A poesia de Margarit é essa
clareza, é uma verdade lúcida. Em Casa de misericórdia (2007), livro com
o qual obteve dois dos prêmios recebidos no início dos reconhecimentos
sucessivos, encontra-se no poema que dá título à obra, esses versos que dizem
sobre a concepção que autor tem da poesia; depois da memória sobre um acontecimento
particularmente doloroso, “O pai fuzilado”, passa-se à exposição de seu
pensamento poético: “A verdadeira caridade dá medo. / Tal como a poesia: um bom
poema, / por mais belo que seja, será cruel. / Nada mais. A poesia é hoje / a
última casa de misericórdia.”
Segundo Túa Blesa, em leitura
sobre este livro para o El Cultural, ao identificar a poesia com uma
casa de misericórdia está dizendo como escrever poesia e é preciso entender que
também ler poesia é um refúgio frente às adversidades da vida: “na poesia se
encontra a salvação do desastre”. A poesia de Margarit, diz, é o resultado da
memória, do resgatar do esquecimento aquelas experiências que ofereceram uma
emoção singular, dolorosa em alguns casos, mesmo cruel, uma emoção que não pode
ser sepultada no apagamento.
“Quase sem querer, como para
muitos, sua voz se tornou familiar. Talvez porque, além de conseguir construir
uma obra considerável, sem silêncios e quedas, seu tom era confessional, o de
alguém que se confessa ao pé do ouvido”, escreve o amigo e também poeta da
mesma geração, Álvaro Valverde.
Entre as obsessões temáticas estão:
a Guerra Civil; a infância; a arquitetura; a casa; o mar; o amor; e a velhice.
No livro que deixou concluído em edição bilíngue, como sempre fez ―
no catalão materno e no espanhol ―, Animal do campo, aproxima-se
de suas últimas vivências sob a certeza da morte.

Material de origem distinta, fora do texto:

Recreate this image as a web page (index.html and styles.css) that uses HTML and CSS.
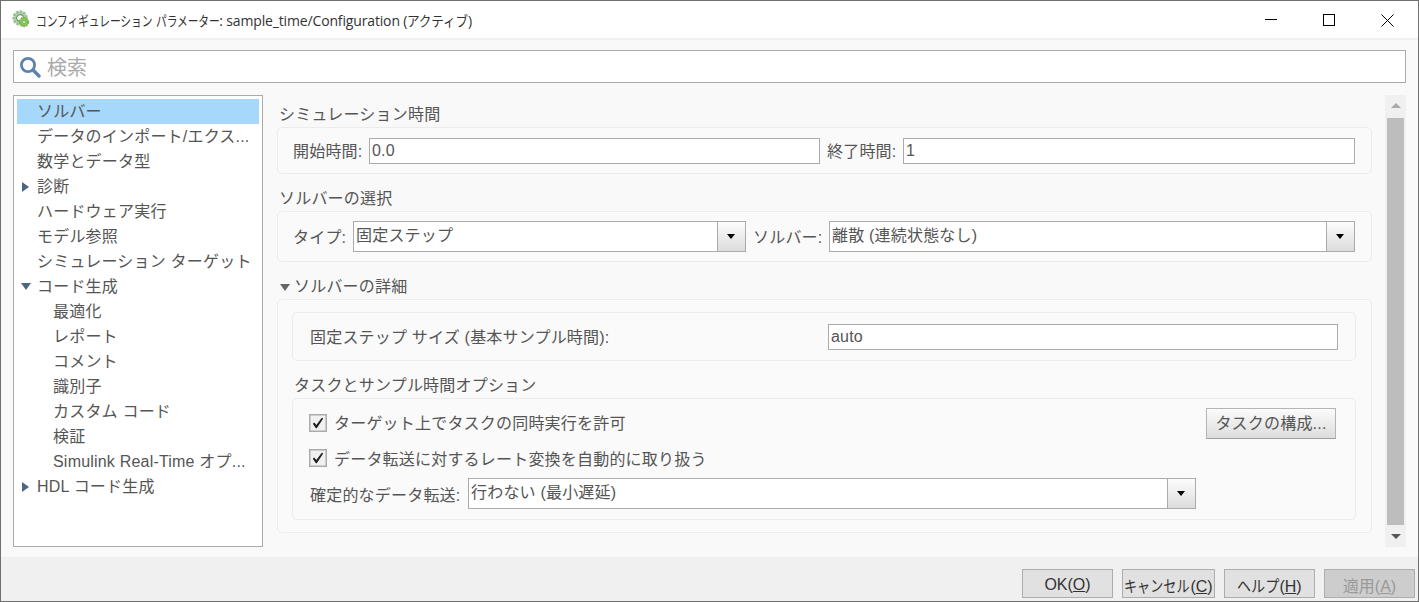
FILE: index.html
```html
<!DOCTYPE html>
<html lang="ja">
<head>
<meta charset="utf-8">
<title>コンフィギュレーション パラメーター</title>
<link rel="stylesheet" href="styles.css">
</head>
<body>
<div class="window">
  <header class="titlebar">
    <svg class="logo" viewBox="0 0 18 18" width="18" height="18">
      <circle cx="8" cy="8" r="6.200" fill="#b9d4b4" stroke="#9cc096" stroke-width="3" stroke-dasharray="2.600 .9"/>
      <circle cx="8" cy="8" r="3.400" fill="#fff" stroke="#6b9a6b" stroke-width="1.200"/>
      <circle cx="12" cy="12" r="4.300" fill="#8ac65a" stroke="#7ab84c" stroke-width="1.800" stroke-dasharray="2 .7"/>
      <circle cx="12" cy="12" r="1.500" fill="#e8f4dc" stroke="#5f9a3c" stroke-width=".6"/>
    </svg>
    <div class="title"><span class="nar n11">コンフィギュレーション</span> <span class="nar n6">パラメーター</span>: sample_time/Configuration (<span class="nar n5">アクティブ</span>)</div>
    <div class="controls">
      <svg class="ctl" viewBox="0 0 58 38" width="58" height="38"><path d="M0 18.500h12" stroke="#000" fill="none"/></svg>
      <svg class="ctl" viewBox="0 0 58 38" width="58" height="38"><rect x=".5" y="13.500" width="11" height="11" stroke="#000" fill="none"/></svg>
      <svg class="ctl" viewBox="0 0 24 38" width="24" height="38"><path d="M.5 13.500l12 12M12.500 13.500l-12 12" stroke="#000" fill="none"/></svg>
    </div>
  </header>
  <main class="body">
    <div class="search">
      <svg viewBox="0 0 22 22" width="22" height="22"><circle cx="9" cy="9" r="6.600" fill="none" stroke="#5d85ab" stroke-width="2.800"/><path d="M14 14l6 6" stroke="#5d85ab" stroke-width="3.400" stroke-linecap="round"/></svg>
      <span class="placeholder">検索</span>
    </div>
    <div class="columns">
      <nav class="tree">
        <div class="node sel">ソルバー</div>
        <div class="node">データのインポート/エクス...</div>
        <div class="node">数学とデータ型</div>
        <div class="node"><i class="tw right"></i>診断</div>
        <div class="node">ハードウェア実行</div>
        <div class="node">モデル参照</div>
        <div class="node">シミュレーション ターゲット</div>
        <div class="node"><i class="tw down"></i>コード生成</div>
        <div class="node child">最適化</div>
        <div class="node child">レポート</div>
        <div class="node child">コメント</div>
        <div class="node child">識別子</div>
        <div class="node child">カスタム コード</div>
        <div class="node child">検証</div>
        <div class="node child">Simulink Real-Time オプ...</div>
        <div class="node"><i class="tw right"></i>HDL コード生成</div>
      </nav>
      <section class="pane">
        <h2 class="head first">シミュレーション時間</h2>
        <div class="box row time">
          <label>開始時間:</label><div class="input w451">0.0</div>
          <label>終了時間:</label><div class="input grow">1</div>
        </div>
        <h2 class="head">ソルバーの選択</h2>
        <div class="box row solver">
          <label class="l53">タイプ:</label>
          <div class="combo w393"><span>固定ステップ</span><b></b></div>
          <label class="l69">ソルバー:</label>
          <div class="combo w526"><span>離散 (連続状態なし)</span><b></b></div>
        </div>
        <h2 class="head"><i class="tw down inline"></i>ソルバーの詳細</h2>
        <div class="box details">
          <div class="sub row step">
            <label>固定ステップ サイズ (基本サンプル時間):</label>
            <div class="input w510">auto</div>
          </div>
          <h3 class="head subhead">タスクとサンプル時間オプション</h3>
          <div class="sub tasks">
            <div class="row line between">
              <div class="check first"><svg viewBox="0 0 18 18" width="18" height="18"><rect x=".75" y=".75" width="16.500" height="16.500" fill="#f1f1f1" stroke="#ababab" stroke-width="1.500"/><path d="M3.800 9.800l1.500-1.300 2 2.400L12.800 3.800l1.400.7-6.400 9.700h-.9z" fill="#1e1e1e"/></svg><span>ターゲット上でタスクの同時実行を許可</span></div>
              <button class="btn cfg">タスクの構成...</button>
            </div>
            <div class="row line">
              <div class="check"><svg viewBox="0 0 18 18" width="18" height="18"><rect x=".75" y=".75" width="16.500" height="16.500" fill="#f1f1f1" stroke="#ababab" stroke-width="1.500"/><path d="M3.800 9.800l1.500-1.300 2 2.400L12.800 3.800l1.400.7-6.400 9.700h-.9z" fill="#1e1e1e"/></svg><span>データ転送に対するレート変換を自動的に取り扱う</span></div>
            </div>
            <div class="row line">
              <label class="plain">確定的なデータ転送:</label>
              <div class="combo w728"><span>行わない (最小遅延)</span><b></b></div>
            </div>
          </div>
        </div>
      </section>
      <aside class="scroll">
        <i class="sarrow up"></i>
        <div class="thumb"></div>
        <i class="sarrow dn"></i>
      </aside>
    </div>
  </main>
  <footer class="footer">
    <button class="fbtn w91">OK(<u>O</u>)</button>
    <button class="fbtn w93"><span class="nar2 c5">キャンセル</span>(<u>C</u>)</button>
    <button class="fbtn w91"><span class="nar2 c3">ヘルプ</span>(<u>H</u>)</button>
    <button class="fbtn w91 off">適用(<u>A</u>)</button>
  </footer>
</div>
</body>
</html>
```
FILE: styles.css
```css
* { box-sizing: border-box; }
html, body { margin: 0; padding: 0; }
body {
  width: 1419px; height: 602px; overflow: hidden;
  font-family: "Liberation Sans", "Noto Sans CJK JP", sans-serif;
  font-size: 16px; color: #555; letter-spacing: .2px;
}
.window {
  width: 1419px; height: 602px; display: flex; flex-direction: column;
  border: 1px solid #6f6f6f; background: #f9f9f9;
}
.titlebar {
  height: 37px; flex: none; background: #fff; display: flex; align-items: center;
  padding-left: 11px;
}
.logo { flex: none; margin-top: -1px; }
.title { margin-left: 6px; font-size: 14px; color: #333; white-space: nowrap; flex: 1; font-family: "Open Sans", "Noto Sans CJK JP", sans-serif; letter-spacing: -.15px; }
.nar { display: inline-block; transform: scaleX(.77); transform-origin: left center; }
.n11 { margin-right: -35px; }
.n6 { margin-right: -19px; }
.nar.n5 { transform: scaleX(.9); margin-right: -7px; }
.nar2 { display: inline-block; transform-origin: left center; letter-spacing: 0; }
.c5 { transform: scaleX(.82); margin-right: -14px; }
.c3 { transform: scaleX(.88); margin-right: -6px; }
.controls { display: flex; flex: none; padding-right: 13px; }
.ctl { display: block; }
.body {
  flex: 1; min-height: 0; padding: 10px 12px; border-top: 2px solid #f0f0f0;
  display: flex; flex-direction: column;
}
.search {
  height: 33px; flex: none; background: #fff; border: 1px solid #ababab;
  display: flex; align-items: center; padding-left: 5px;
}
.placeholder { font-size: 20px; color: #aaa; margin-left: 6px; letter-spacing: 0; }
.columns { flex: 1; min-height: 0; display: flex; margin-top: 12px; }
.tree { width: 250px; flex: none; background: #fff; border: 1px solid #ababab; padding: 3px; }
.node { height: 25px; line-height: 26px; padding-left: 20px; position: relative; white-space: nowrap; }
.node.sel { background: #a6d8fc; }
.node.child { padding-left: 36px; }
.tw { position: absolute; display: block; width: 0; height: 0; }
.tw.right { left: 5px; top: 8px; border-left: 7px solid #4b6583; border-top: 5px solid transparent; border-bottom: 5px solid transparent; }
.tw.down { left: 4px; top: 9px; border-top: 7px solid #4b6583; border-left: 5px solid transparent; border-right: 5px solid transparent; }
.tw.inline { position: static; display: inline-block; margin: 0 4px 1px 1px; border-top-color: #666; }
.pane { width: 1095px; flex: none; margin-left: 14px; padding-top: 7px; }
.head { font-size: 16px; font-weight: normal; margin: 12px 0 0; height: 25px; line-height: 26px; padding-left: 2px; }
.head.first { margin-top: 0; }
.box, .sub { border: 1px solid #ececec; border-radius: 5px; background: #fafafa; }
.row { display: flex; align-items: center; }
.time { height: 47px; padding: 0 16px 0 15px; gap: 7px; }
.time label { width: 69px; }
.solver { height: 51px; padding: 0 16px 0 15px; gap: 7px; }
.details { height: 234px; padding: 12px 15px 12px 14px; }
.sub.step { height: 49px; padding: 0 17px; justify-content: space-between; }
.subhead { margin-top: 12px; padding-left: 2px; }
.tasks { height: 122px; padding: 9px 19px 0 17px; }
.line { height: 31px; margin-bottom: 4px; }
.between { justify-content: space-between; }
label { white-space: nowrap; padding-bottom: 2px; }
label.plain { padding-bottom: 0; width: 149px; flex: none; }
.l53 { width: 53px; flex: none; }
.l69 { width: 69px; flex: none; }
.input { height: 26px; background: #fff; border: 1px solid #ababab; line-height: 24px; padding-left: 2px; }
.grow { flex: 1; }
.w451 { width: 451px; flex: none; }
.w510 { width: 510px; }
.combo { height: 31px; display: flex; background: #fff; border: 1px solid #ababab; flex: none; line-height: 24px; }
.combo span { flex: 1; padding-left: 2px; padding-top: 2px; }
.combo b {
  width: 28px; flex: none; border-left: 1px solid #ababab;
  background: linear-gradient(#fdfdfd, #dcdcdc); position: relative; display: block;
}
.combo b::after {
  content: ""; position: absolute; left: 9px; top: 12px; border-top: 5px solid #000;
  border-left: 4px solid transparent; border-right: 4px solid transparent;
}
.w393 { width: 393px; }
.w526 { width: 526px; }
.w728 { width: 728px; margin-left: 9px; }
.check { display: flex; align-items: center; gap: 7px; margin-left: -1px; }
.check span { padding-bottom: 2px; }
.check.first span { padding-bottom: 4px; }
.check svg { flex: none; margin-top: -1px; }
.btn {
  width: 130px; height: 31px; font: inherit; letter-spacing: .2px; color: #555; border: 1px solid #b4b4b4; border-bottom-color: #a0a0a0;
  background: linear-gradient(#fbfbfb, #dddddd); padding: 0 0 3px;
}
.scroll {
  width: 21px; flex: none; margin-left: 13px; background: #f0f0f0; display: flex; flex-direction: column; align-items: center; justify-content: space-between;
}
.thumb { width: 17px; height: 407px; background: #bdbdbd; }
.sarrow { display: block; width: 0; height: 0; border-left: 5px solid transparent; border-right: 5px solid transparent; margin: 8px 0; }
.sarrow.up { border-bottom: 5px solid #aaa; }
.sarrow.dn { border-top: 5px solid #555; }
.footer {
  height: 44px; flex: none; background: #f0f0f0; display: flex; justify-content: flex-end;
  padding: 12px 3px 3px 0; gap: 9px;
}
.fbtn { height: 29px; font: inherit; font-size: 16px; color: #333; background: #e1e1e1; border: 1px solid #adadad; padding: 2px 0 0; white-space: nowrap; }
.w91 { width: 91px; }
.w93 { width: 93px; }
.fbtn.off { background: #cdcdcd; color: #999; }
```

Ele próprio dizia não se importar
com a posteridade. Numa entrevista quando depositou na Caixa das Letras do
Instituto Cervantes um pequeno legado pessoal para o futuro, textos que só
virão a público em 2038, quando se cumpre o centenário do poeta disse: “Como me
preocupar com o que não saberei? É uma questão de sentido comum.” Joan Margarit
escreveu para o presente, embora saibamos que sua poética foi feita para durar,
mesmo que, e o poeta tem razão, nada saibamos do futuro.